Crime, Law and Justice

Feeding Our Future jury bribe courier charged with DWI after crash

Two people leave a courthouse
Ladan Mohamed Ali, left, who attempted to bribe a Minnesota juror with a bag of $120,000 in cash in exchange for an acquittal in one of the country's largest COVID-19-related fraud cases, and her attorney, Eric Newmark, stand outside the federal courthouse in Minneapolis on Sept. 5.
Alex Kormann | Star Tribune via AP

A woman who's awaiting sentencing for trying to bribe a juror in the first Feeding Our Future trial that followed a sprawling federal investigation into food aid fraud during the COVID-19 pandemic is facing a new charge of drunken driving.

The Minnesota State Patrol says Ladan Ali had a blood alcohol concentration of .284, or more than 3 1/2 times the legal limit, when she rear-ended another driver at low speed on Highway 55 in Mendota Heights on Feb. 14.

After both vehicles pulled over, the driver said Ali hit him a second time before fleeing. A trooper found Ali stopped in the center lane of traffic on Minnesota Highway 62 near Minneapolis-St. Paul International Airport.

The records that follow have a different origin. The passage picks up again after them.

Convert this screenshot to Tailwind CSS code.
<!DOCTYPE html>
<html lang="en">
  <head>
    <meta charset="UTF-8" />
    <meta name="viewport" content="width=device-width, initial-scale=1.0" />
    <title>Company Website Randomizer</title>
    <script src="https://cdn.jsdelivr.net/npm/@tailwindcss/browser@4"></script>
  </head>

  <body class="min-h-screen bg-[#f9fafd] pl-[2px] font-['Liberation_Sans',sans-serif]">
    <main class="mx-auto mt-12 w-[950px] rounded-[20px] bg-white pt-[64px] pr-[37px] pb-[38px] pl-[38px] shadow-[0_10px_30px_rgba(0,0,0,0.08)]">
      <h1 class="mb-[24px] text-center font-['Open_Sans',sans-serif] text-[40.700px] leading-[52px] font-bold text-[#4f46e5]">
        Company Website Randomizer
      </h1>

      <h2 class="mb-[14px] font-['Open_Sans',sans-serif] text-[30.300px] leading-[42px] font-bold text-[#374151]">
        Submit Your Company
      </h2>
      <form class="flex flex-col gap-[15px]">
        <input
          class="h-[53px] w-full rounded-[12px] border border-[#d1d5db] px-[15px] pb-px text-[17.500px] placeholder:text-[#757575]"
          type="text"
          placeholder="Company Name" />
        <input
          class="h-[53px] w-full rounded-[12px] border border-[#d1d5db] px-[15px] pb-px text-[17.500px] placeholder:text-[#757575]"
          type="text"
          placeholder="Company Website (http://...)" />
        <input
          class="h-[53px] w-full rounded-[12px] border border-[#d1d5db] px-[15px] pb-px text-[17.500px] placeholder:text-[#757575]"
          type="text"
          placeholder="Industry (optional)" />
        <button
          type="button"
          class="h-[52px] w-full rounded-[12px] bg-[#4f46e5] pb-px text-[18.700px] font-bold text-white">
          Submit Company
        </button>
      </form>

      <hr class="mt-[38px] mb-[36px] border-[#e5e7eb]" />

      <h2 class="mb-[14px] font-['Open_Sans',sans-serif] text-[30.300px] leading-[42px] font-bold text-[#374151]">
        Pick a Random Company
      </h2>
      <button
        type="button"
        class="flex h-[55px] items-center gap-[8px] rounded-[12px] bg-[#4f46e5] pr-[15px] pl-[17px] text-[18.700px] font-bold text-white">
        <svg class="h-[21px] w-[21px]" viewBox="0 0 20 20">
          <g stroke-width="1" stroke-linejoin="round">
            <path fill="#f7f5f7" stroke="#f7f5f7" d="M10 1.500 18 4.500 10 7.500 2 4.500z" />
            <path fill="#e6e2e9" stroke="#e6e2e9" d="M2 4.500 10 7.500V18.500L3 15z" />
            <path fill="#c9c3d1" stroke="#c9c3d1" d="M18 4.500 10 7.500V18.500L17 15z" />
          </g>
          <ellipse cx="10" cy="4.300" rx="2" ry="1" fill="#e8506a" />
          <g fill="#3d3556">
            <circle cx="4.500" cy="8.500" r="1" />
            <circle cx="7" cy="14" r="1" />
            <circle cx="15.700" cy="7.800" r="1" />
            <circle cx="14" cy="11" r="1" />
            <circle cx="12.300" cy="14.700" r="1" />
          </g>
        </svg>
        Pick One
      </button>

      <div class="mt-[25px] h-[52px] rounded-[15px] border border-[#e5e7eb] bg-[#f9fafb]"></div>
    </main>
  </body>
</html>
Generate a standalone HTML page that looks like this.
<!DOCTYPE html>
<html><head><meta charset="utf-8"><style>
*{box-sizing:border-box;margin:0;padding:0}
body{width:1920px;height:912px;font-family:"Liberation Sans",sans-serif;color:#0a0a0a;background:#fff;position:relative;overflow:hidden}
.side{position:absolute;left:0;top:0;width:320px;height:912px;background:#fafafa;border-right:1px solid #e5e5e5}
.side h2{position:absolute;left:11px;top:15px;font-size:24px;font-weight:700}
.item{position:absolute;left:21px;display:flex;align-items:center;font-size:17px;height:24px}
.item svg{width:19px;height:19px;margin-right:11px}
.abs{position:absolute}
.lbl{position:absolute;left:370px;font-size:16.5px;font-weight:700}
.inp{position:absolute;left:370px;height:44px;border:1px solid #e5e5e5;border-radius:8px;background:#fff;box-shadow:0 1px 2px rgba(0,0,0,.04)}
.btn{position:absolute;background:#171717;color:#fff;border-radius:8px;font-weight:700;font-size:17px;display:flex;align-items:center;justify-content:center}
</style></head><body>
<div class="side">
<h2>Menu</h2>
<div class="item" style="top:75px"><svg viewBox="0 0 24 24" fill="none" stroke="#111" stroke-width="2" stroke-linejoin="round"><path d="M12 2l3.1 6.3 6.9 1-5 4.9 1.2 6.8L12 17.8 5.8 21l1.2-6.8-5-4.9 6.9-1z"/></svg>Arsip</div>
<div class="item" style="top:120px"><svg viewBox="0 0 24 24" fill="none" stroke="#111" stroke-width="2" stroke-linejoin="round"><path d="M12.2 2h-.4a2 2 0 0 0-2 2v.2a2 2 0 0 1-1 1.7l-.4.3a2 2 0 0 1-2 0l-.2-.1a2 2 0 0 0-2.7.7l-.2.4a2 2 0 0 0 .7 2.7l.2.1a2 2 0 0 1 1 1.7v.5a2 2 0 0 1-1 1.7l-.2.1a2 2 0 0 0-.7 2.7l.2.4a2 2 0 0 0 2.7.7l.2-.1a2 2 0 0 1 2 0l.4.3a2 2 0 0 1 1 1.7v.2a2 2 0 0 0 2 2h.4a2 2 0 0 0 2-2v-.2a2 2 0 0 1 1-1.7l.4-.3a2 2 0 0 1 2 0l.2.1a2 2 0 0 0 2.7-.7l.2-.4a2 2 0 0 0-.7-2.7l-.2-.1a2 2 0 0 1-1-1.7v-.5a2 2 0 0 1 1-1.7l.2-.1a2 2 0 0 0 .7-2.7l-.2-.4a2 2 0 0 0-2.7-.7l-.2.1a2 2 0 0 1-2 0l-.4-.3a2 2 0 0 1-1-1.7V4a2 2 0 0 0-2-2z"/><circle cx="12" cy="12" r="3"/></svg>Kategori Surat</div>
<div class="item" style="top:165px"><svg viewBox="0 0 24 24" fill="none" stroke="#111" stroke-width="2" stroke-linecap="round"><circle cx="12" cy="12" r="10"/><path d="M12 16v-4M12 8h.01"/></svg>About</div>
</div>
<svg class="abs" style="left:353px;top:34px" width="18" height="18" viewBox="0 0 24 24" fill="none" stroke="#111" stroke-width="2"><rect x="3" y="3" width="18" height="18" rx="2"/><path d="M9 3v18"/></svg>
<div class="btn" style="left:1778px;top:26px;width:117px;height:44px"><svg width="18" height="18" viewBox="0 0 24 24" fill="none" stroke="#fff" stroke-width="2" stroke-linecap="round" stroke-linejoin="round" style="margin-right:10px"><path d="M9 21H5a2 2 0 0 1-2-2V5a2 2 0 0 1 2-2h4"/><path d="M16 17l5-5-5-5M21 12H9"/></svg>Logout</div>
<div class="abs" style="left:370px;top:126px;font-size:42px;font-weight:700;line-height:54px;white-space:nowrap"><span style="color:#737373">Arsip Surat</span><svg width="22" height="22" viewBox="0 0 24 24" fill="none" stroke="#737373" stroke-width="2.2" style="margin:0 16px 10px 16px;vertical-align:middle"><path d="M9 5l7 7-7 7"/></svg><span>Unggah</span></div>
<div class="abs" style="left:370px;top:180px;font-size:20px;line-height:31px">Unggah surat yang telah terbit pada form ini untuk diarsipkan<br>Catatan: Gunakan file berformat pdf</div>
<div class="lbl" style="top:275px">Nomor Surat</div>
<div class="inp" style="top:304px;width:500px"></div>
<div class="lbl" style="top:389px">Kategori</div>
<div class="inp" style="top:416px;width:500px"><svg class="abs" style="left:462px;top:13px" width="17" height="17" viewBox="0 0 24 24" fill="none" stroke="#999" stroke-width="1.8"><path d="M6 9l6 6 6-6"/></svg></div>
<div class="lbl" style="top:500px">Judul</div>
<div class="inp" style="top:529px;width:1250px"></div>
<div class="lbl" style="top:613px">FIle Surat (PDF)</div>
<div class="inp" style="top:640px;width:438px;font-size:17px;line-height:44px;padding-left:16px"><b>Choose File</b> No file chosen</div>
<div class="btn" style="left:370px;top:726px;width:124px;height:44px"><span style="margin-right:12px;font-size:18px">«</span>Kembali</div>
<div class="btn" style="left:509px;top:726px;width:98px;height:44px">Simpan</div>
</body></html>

According to the criminal complaint, Ali “almost fell over” and once inside the squad car “began screaming and hitting the vehicle divider and had removed her handcuffs two different times.”

At the Hennepin County Jail, the officer advised Ali to contact an attorney. The trooper said that Ali “then sat in her chair and yelled at him, at one point dialing on the phone provided and then smacking the phone against the phone base.” She also allegedly hit the machine that the trooper was setting up for a second breath test.

Ali, 32, pleaded guilty to jury bribery for delivering a Hallmark gift bag with $120,000 to the home of a juror in the first Feeding Our Future trial in June.

A federal judge scheduled a March 5 hearing to determine whether Ali's pretrial release should be revoked. She's due in Hennepin County court the following week on the drunken driving charge.

Ali is among five people charged in the jury bribery case and the second to plead guilty. When she was charged in that case she was listed as being from Seattle. In the DWI charge, she’s listed as living in the Twin Cities suburb of Fridley.